TASK INSTRUCTIONS
Make an exact copy of all the entries, with the pictures left out.

ROWS
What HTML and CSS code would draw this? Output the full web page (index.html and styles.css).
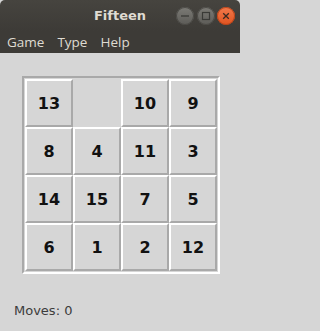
FILE: index.html
```html
<!DOCTYPE html>
<html>
<head>
<meta charset="utf-8">
<link rel="stylesheet" href="styles.css">
</head>
<body>
<div class="window">
  <div class="titlebar">
    <div class="spacer"></div>
    <div class="title">Fifteen</div>
    <div class="controls">
      <span class="wbtn gray">
        <svg width="18" height="18" viewBox="0 0 18 18"><line x1="5" y1="9" x2="13" y2="9" stroke="#3a3a37" stroke-width="1.3"/></svg>
      </span>
      <span class="wbtn gray">
        <svg width="18" height="18" viewBox="0 0 18 18"><rect x="5.5" y="5.5" width="7" height="7" fill="none" stroke="#3a3a37" stroke-width="1.2"/></svg>
      </span>
      <span class="wbtn close">
        <svg width="18" height="18" viewBox="0 0 18 18"><path d="M6.2 6.2 L11.8 11.8 M11.8 6.2 L6.2 11.8" stroke="#3a2a22" stroke-width="1.3"/></svg>
      </span>
    </div>
  </div>
  <div class="menubar">
    <span class="menu">Game</span>
    <span class="menu">Type</span>
    <span class="menu">Help</span>
  </div>
  <div class="content">
    <div class="frame">
      <div class="board">
        <div class="tile">13</div>
        <div class="tile empty"></div>
        <div class="tile">10</div>
        <div class="tile">9</div>
        <div class="tile">8</div>
        <div class="tile">4</div>
        <div class="tile">11</div>
        <div class="tile">3</div>
        <div class="tile">14</div>
        <div class="tile">15</div>
        <div class="tile">7</div>
        <div class="tile">5</div>
        <div class="tile">6</div>
        <div class="tile">1</div>
        <div class="tile">2</div>
        <div class="tile">12</div>
      </div>
    </div>
    <div class="status">Moves: 0</div>
  </div>
</div>
</body>
</html>
```
FILE: styles.css
```css
html, body {
  margin: 0;
  padding: 0;
  background: #d6d6d6;
}
.window {
  width: 240px;
  height: 331px;
  overflow: hidden;
  display: flex;
  flex-direction: column;
  background: #d6d6d6;
}
.titlebar {
  height: 31px;
  display: grid;
  grid-template-columns: 1fr auto 1fr;
  align-items: center;
  background: linear-gradient(#46443f, #3d3b37);
  border-radius: 5px 5px 0 0;
}
.title {
  font-family: "DejaVu Sans", sans-serif;
  font-weight: bold;
  font-size: 13px;
  color: #dfdbd2;
}
.controls {
  justify-self: end;
  display: flex;
  gap: 2.5px;
  padding-right: 5px;
}
.wbtn {
  width: 18px;
  height: 18px;
  border-radius: 50%;
  display: block;
  box-sizing: border-box;
}
.wbtn svg {
  display: block;
}
.wbtn.gray {
  background: linear-gradient(#7c7b76, #5c5b57);
  box-shadow: inset 0 0 0 1px #4a4945;
}
.wbtn.close {
  background: linear-gradient(#f27a4c, #e0531f);
  box-shadow: inset 0 0 0 1px #b8441a;
}
.menubar {
  height: 22px;
  display: flex;
  align-items: center;
  background: #3d3b37;
  padding-left: 7px;
  gap: 13px;
}
.menu {
  font-family: "Open Sans", sans-serif;
  font-size: 13.5px;
  color: #dfdbd2;
  line-height: 16px;
}
.content {
  flex: 1;
  padding: 23px 0 0 22px;
}
.frame {
  display: inline-block;
  border-style: solid;
  border-width: 2px;
  border-color: #a9a9a9 #ffffff #ffffff #a9a9a9;
  padding: 1px;
}
.board {
  display: grid;
  grid-template-columns: repeat(4, 48px);
  grid-template-rows: repeat(4, 48px);
}
.tile {
  box-sizing: border-box;
  border-style: solid;
  border-width: 2px;
  border-color: #ffffff #a9a9a9 #a9a9a9 #ffffff;
  display: flex;
  align-items: center;
  justify-content: center;
  font-family: "DejaVu Sans", sans-serif;
  font-weight: bold;
  font-size: 16px;
  color: #111;
}
.tile.empty {
  border-color: transparent;
}
.status {
  margin: 29px 0 0 -8px;
  font-family: "DejaVu Sans", sans-serif;
  font-size: 13px;
  line-height: 16px;
  color: #3c3c3c;
}
```
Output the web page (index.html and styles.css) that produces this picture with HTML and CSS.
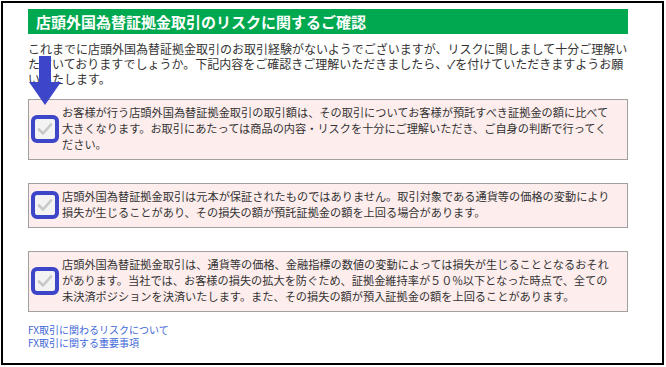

OUTPUT OF THE EXERCISE
What HTML and CSS code would draw this? Output the full web page (index.html and styles.css).
FILE: index.html
```html
<!DOCTYPE html>
<html>
<head>
<meta charset="utf-8">
<link rel="stylesheet" href="styles.css">
</head>
<body>
<div class="window">
  <div class="titlebar">
    <div class="spacer"></div>
    <div class="title">Fifteen</div>
    <div class="controls">
      <span class="wbtn gray">
        <svg width="18" height="18" viewBox="0 0 18 18"><line x1="5" y1="9" x2="13" y2="9" stroke="#3a3a37" stroke-width="1.3"/></svg>
      </span>
      <span class="wbtn gray">
        <svg width="18" height="18" viewBox="0 0 18 18"><rect x="5.5" y="5.5" width="7" height="7" fill="none" stroke="#3a3a37" stroke-width="1.2"/></svg>
      </span>
      <span class="wbtn close">
        <svg width="18" height="18" viewBox="0 0 18 18"><path d="M6.2 6.2 L11.8 11.8 M11.8 6.2 L6.2 11.8" stroke="#3a2a22" stroke-width="1.3"/></svg>
      </span>
    </div>
  </div>
  <div class="menubar">
    <span class="menu">Game</span>
    <span class="menu">Type</span>
    <span class="menu">Help</span>
  </div>
  <div class="content">
    <div class="frame">
      <div class="board">
        <div class="tile">13</div>
        <div class="tile empty"></div>
        <div class="tile">10</div>
        <div class="tile">9</div>
        <div class="tile">8</div>
        <div class="tile">4</div>
        <div class="tile">11</div>
        <div class="tile">3</div>
        <div class="tile">14</div>
        <div class="tile">15</div>
        <div class="tile">7</div>
        <div class="tile">5</div>
        <div class="tile">6</div>
        <div class="tile">1</div>
        <div class="tile">2</div>
        <div class="tile">12</div>
      </div>
    </div>
    <div class="status">Moves: 0</div>
  </div>
</div>
</body>
</html>
```
FILE: styles.css
```css
html, body {
  margin: 0;
  padding: 0;
  background: #d6d6d6;
}
.window {
  width: 240px;
  height: 331px;
  overflow: hidden;
  display: flex;
  flex-direction: column;
  background: #d6d6d6;
}
.titlebar {
  height: 31px;
  display: grid;
  grid-template-columns: 1fr auto 1fr;
  align-items: center;
  background: linear-gradient(#46443f, #3d3b37);
  border-radius: 5px 5px 0 0;
}
.title {
  font-family: "DejaVu Sans", sans-serif;
  font-weight: bold;
  font-size: 13px;
  color: #dfdbd2;
}
.controls {
  justify-self: end;
  display: flex;
  gap: 2.5px;
  padding-right: 5px;
}
.wbtn {
  width: 18px;
  height: 18px;
  border-radius: 50%;
  display: block;
  box-sizing: border-box;
}
.wbtn svg {
  display: block;
}
.wbtn.gray {
  background: linear-gradient(#7c7b76, #5c5b57);
  box-shadow: inset 0 0 0 1px #4a4945;
}
.wbtn.close {
  background: linear-gradient(#f27a4c, #e0531f);
  box-shadow: inset 0 0 0 1px #b8441a;
}
.menubar {
  height: 22px;
  display: flex;
  align-items: center;
  background: #3d3b37;
  padding-left: 7px;
  gap: 13px;
}
.menu {
  font-family: "Open Sans", sans-serif;
  font-size: 13.5px;
  color: #dfdbd2;
  line-height: 16px;
}
.content {
  flex: 1;
  padding: 23px 0 0 22px;
}
.frame {
  display: inline-block;
  border-style: solid;
  border-width: 2px;
  border-color: #a9a9a9 #ffffff #ffffff #a9a9a9;
  padding: 1px;
}
.board {
  display: grid;
  grid-template-columns: repeat(4, 48px);
  grid-template-rows: repeat(4, 48px);
}
.tile {
  box-sizing: border-box;
  border-style: solid;
  border-width: 2px;
  border-color: #ffffff #a9a9a9 #a9a9a9 #ffffff;
  display: flex;
  align-items: center;
  justify-content: center;
  font-family: "DejaVu Sans", sans-serif;
  font-weight: bold;
  font-size: 16px;
  color: #111;
}
.tile.empty {
  border-color: transparent;
}
.status {
  margin: 29px 0 0 -8px;
  font-family: "DejaVu Sans", sans-serif;
  font-size: 13px;
  line-height: 16px;
  color: #3c3c3c;
}
```
Output the web page (index.html and styles.css) that produces this picture with HTML and CSS.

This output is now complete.